Out of all the foreign rookies on this list, Prigioni has the best chance to impact the 2013 playoffs as New York seeks to win the East.
Born and raised in Mississauga, Ontario, Andrew Nicholson is one of the great young Canadian ballers taking the torch from fellow countrymen Steve Nash and Samuel Dalembert.
He played collegiately at St. Bonaventure in the Atlantic 10 Conference, so he's quite familiar with American hoops.
Nicholson made himself at home in Orlando, and his per-minute productivity led to a spot in the BBVA Rising Stars game during All-Star weekend. His low-post poise and mid-range shooting is generating a 54 percent shooting clip and a 16.0 PER.
February has been his best month yet, as he's getting 25 minutes per game and scoring nearly a dozen per night. Is this just the tip of the iceberg of his career?
It's tough being one of the most highly anticipated European players, but Jonas Valanciunas is holding his own and is on track for a productive career.
He's not exceeding everyone's wildest expectations, and that's okay. The Toronto Raptors have several superior options on offense and know that the Lithuanian youngster's prime might be in 2017 or later.

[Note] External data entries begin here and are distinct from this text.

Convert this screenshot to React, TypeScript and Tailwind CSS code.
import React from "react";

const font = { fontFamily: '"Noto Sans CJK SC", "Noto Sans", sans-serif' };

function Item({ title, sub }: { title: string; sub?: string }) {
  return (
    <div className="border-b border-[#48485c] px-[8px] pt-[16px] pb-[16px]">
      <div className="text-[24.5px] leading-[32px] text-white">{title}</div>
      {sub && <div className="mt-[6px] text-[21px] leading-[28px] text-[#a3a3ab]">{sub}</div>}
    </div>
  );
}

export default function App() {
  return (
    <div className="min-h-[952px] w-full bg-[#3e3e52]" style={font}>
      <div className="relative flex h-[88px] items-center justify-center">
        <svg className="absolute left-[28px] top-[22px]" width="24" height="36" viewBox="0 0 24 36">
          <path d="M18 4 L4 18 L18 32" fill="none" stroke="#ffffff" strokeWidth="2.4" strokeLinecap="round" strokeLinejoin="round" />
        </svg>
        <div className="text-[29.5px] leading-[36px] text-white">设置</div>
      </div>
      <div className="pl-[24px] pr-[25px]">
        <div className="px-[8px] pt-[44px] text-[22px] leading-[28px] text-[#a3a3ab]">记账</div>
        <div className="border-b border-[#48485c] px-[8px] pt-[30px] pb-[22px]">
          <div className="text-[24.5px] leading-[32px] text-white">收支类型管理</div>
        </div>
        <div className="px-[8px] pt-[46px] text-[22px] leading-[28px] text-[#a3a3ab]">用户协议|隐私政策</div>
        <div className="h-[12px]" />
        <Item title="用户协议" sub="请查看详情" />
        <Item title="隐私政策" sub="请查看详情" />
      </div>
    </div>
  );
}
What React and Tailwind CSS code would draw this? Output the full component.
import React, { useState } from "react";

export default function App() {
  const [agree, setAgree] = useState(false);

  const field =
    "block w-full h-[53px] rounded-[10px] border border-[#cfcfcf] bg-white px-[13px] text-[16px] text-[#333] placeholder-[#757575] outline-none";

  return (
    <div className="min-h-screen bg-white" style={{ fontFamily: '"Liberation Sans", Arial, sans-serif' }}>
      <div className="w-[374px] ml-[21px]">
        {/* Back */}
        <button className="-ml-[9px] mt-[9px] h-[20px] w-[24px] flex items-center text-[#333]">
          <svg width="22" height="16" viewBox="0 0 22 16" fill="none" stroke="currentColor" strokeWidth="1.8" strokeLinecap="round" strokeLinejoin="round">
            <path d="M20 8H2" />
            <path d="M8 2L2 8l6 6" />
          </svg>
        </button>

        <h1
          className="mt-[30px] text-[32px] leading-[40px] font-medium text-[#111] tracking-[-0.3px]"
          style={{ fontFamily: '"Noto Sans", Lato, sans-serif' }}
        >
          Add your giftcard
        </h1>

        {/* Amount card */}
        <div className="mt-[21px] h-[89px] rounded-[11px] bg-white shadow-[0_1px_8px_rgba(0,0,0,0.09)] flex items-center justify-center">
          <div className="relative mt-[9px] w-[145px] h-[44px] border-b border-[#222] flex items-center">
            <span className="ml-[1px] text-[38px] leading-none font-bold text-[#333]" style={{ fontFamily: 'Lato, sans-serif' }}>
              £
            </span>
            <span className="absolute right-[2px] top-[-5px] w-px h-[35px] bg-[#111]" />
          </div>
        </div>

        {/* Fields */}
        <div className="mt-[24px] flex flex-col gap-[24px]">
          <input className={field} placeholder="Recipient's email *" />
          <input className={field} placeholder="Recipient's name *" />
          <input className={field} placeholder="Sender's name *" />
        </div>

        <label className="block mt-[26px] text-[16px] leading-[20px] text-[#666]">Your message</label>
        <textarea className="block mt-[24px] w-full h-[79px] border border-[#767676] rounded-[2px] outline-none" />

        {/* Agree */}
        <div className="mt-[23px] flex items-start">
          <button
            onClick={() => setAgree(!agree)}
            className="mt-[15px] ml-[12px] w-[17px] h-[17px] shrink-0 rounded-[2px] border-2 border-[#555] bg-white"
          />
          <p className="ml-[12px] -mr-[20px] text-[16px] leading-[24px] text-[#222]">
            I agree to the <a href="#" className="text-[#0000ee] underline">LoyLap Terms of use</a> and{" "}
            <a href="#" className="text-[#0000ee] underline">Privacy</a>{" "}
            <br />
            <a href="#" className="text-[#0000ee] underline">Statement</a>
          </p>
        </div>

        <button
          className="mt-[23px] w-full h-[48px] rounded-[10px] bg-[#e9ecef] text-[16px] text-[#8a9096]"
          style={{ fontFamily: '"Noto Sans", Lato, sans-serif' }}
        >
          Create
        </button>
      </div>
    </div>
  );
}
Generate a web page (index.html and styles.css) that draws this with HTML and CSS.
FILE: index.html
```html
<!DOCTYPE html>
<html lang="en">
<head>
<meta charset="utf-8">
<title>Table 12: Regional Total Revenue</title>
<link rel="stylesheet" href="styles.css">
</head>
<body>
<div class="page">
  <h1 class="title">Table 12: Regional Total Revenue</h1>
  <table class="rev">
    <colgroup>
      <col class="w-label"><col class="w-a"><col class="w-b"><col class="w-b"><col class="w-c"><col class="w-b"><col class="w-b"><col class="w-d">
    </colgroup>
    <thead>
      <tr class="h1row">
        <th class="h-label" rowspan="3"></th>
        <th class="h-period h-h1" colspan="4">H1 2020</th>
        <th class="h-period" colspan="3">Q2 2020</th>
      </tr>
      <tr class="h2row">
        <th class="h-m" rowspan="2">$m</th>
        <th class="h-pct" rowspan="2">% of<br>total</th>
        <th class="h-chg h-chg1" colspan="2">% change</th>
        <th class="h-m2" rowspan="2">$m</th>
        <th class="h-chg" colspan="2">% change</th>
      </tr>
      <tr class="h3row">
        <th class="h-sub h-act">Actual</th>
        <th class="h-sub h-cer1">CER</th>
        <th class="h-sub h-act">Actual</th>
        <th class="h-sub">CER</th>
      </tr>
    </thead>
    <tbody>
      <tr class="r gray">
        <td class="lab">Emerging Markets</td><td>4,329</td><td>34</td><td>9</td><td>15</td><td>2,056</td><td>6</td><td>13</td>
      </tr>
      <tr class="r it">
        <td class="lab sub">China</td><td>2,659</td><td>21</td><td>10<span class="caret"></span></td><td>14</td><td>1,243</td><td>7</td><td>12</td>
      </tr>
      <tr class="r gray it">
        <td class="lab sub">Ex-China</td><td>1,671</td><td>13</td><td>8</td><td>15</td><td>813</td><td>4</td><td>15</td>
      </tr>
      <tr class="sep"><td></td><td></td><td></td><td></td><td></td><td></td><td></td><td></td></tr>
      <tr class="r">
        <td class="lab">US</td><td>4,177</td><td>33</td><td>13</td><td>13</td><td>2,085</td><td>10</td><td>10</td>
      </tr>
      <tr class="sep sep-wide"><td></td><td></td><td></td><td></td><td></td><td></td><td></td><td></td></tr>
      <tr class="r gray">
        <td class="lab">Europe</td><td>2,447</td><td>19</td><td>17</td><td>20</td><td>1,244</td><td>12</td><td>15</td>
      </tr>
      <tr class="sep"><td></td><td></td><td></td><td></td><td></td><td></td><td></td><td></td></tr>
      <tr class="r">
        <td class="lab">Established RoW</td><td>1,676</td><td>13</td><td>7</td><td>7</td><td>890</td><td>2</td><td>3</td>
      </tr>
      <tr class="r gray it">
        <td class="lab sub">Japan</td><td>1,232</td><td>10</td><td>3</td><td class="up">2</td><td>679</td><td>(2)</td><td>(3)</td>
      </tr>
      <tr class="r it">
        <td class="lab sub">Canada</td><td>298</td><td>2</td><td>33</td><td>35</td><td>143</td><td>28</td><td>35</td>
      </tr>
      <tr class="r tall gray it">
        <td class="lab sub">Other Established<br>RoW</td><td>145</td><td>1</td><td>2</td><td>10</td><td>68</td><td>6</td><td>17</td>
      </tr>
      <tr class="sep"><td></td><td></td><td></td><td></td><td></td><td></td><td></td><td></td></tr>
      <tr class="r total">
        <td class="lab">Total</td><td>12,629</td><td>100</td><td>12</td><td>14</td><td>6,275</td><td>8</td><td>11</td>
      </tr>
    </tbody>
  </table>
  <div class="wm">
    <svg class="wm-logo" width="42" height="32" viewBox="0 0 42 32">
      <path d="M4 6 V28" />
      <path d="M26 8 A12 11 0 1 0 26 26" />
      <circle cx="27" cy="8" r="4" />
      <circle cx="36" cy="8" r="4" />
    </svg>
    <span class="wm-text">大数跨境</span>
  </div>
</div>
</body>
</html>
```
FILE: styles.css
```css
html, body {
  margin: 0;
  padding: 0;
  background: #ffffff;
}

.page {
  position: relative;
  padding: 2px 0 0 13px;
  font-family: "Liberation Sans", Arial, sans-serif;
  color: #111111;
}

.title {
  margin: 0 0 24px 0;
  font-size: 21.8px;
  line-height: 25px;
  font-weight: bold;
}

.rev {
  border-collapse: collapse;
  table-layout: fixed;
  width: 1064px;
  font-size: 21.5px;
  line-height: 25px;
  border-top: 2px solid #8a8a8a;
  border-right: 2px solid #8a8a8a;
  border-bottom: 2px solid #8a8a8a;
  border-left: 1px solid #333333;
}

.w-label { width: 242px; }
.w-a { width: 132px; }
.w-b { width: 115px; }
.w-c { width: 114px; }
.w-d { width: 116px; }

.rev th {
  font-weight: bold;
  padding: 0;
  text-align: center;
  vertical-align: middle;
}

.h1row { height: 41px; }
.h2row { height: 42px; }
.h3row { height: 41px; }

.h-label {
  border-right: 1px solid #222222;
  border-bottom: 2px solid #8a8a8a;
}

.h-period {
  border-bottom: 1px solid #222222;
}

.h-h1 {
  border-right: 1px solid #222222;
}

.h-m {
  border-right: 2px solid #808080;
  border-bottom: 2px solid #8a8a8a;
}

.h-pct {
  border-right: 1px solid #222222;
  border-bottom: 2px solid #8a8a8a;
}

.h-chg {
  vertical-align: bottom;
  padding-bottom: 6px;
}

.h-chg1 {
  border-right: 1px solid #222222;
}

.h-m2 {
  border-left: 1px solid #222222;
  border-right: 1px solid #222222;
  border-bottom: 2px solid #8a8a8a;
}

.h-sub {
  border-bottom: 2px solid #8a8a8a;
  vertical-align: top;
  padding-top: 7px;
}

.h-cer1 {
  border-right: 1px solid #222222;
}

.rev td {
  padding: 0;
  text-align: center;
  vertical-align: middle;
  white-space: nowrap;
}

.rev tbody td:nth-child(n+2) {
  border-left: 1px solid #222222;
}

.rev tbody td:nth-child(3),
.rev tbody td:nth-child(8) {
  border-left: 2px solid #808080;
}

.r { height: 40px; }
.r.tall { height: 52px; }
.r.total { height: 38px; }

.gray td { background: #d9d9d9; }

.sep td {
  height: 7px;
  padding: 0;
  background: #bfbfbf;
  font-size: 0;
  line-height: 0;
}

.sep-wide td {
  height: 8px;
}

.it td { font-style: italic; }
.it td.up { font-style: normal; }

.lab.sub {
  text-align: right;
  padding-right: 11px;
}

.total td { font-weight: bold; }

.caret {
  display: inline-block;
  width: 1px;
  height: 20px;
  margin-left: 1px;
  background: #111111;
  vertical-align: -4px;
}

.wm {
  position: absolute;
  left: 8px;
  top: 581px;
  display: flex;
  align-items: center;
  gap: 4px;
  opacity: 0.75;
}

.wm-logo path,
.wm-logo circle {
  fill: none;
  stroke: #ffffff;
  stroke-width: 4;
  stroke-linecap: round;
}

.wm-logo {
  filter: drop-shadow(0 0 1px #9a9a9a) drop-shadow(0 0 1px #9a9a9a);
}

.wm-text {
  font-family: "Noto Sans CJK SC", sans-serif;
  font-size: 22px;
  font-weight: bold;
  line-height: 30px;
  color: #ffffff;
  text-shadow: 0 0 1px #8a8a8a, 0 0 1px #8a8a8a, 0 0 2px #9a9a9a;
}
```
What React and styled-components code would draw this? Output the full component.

That being said, he's not a pushover at age 20.
Valanciunas has scored in double figures 11 times and notched double-doubles in back-to-back games earlier in February. He knows when to cut to the basket and is always ready to finish above the rim.
Topping our list is Russian combo guard Alexey Shved, who outshines the competition with his playmaking skills on the perimeter and in the open floor.
With 10.5 points and 4.4 assists per game, the Minnesota Timberwolves newcomer is a threat to score or burn defenders by passing. His outside shooting is streaky, and he occasionally drops three or four triples in a single game.
Shved is most dangerous when he puts the ball on the floor and creates, because he can dish, pull up in traffic or elevate and finish at the cup.
He made waves in the Olympics alongside Andrei Kirilenko, but we didn't know how his skills would translate to the NBA. His first few months in the league suggest he'll be a key piece to Minnesota's future title runs.